Scaling of self-compression of near-IR femtosecond pulses in hollow-core fibers down to the single-cycle limit

Abstract

We numerically investigate the scaling of self-compression processes with experimental parameters for near-infrared ultrashort pulses (30 fs) in gas-filled hollow-core fiber (HCF). These simulations over a wide-range of input pulse energies as well as filling gas pressures reveal a remarkable scaling of the self-compression process and dynamics. As a function of soliton order N, we identify the relation between the propagation distance after which self-compression in the HCF begins and the subsequent propagation length up to which the pulse remains maximally compressed; both these length scales decrease with an increase in N, the soliton order. Although previous investigations revealed pulse compression scaling laws which provide a good approximation for input pulse-widths ∼100 fs down to the limit where soliton fission begins to dominate the dynamics, these are not sufficiently accurate to describe the entire scaling dynamics.

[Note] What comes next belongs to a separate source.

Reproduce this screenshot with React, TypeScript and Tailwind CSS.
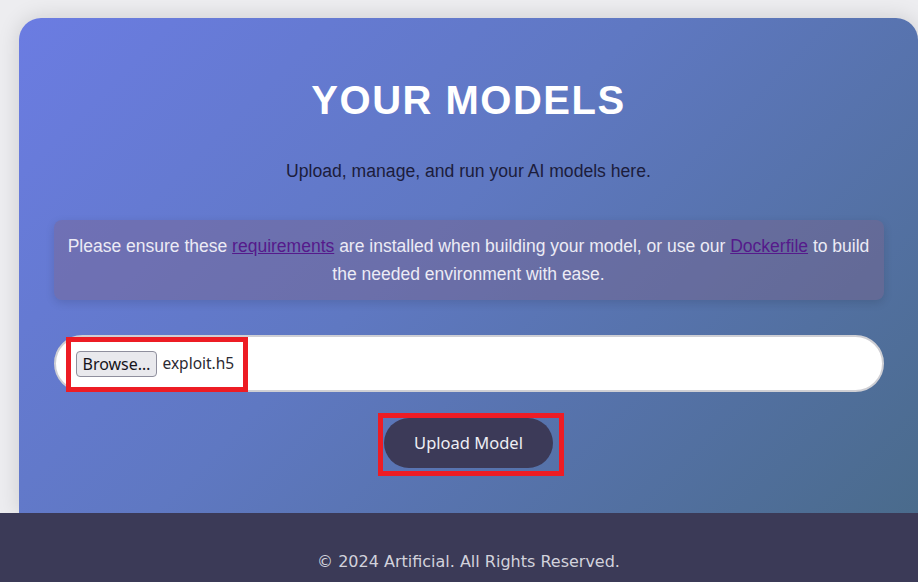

Instead, we identify a more generalized set of scaling laws by taking both third-order dispersion and the saturation of the compression factor due to soliton fission into account. These conclusions about scaling are robust: our simulations were carried out over a wide range of realistic input pulse energies and gas pressures as implemented in laboratories taking into account higher-order dispersive properties of the gaseous propagating medium. Therefore, given that these numerical investigations consider conditions typically applied in practice in laboratories, this work provides elegant design principles and guideposts relevant to realizing systems capable of achieving self-compression at substantially high pulse energies down to the few-cycle limit; they are of paramount importance in generating single as well as trains of attosecond pulses and acceleration strategies for electrons and ions in intense laser pulses.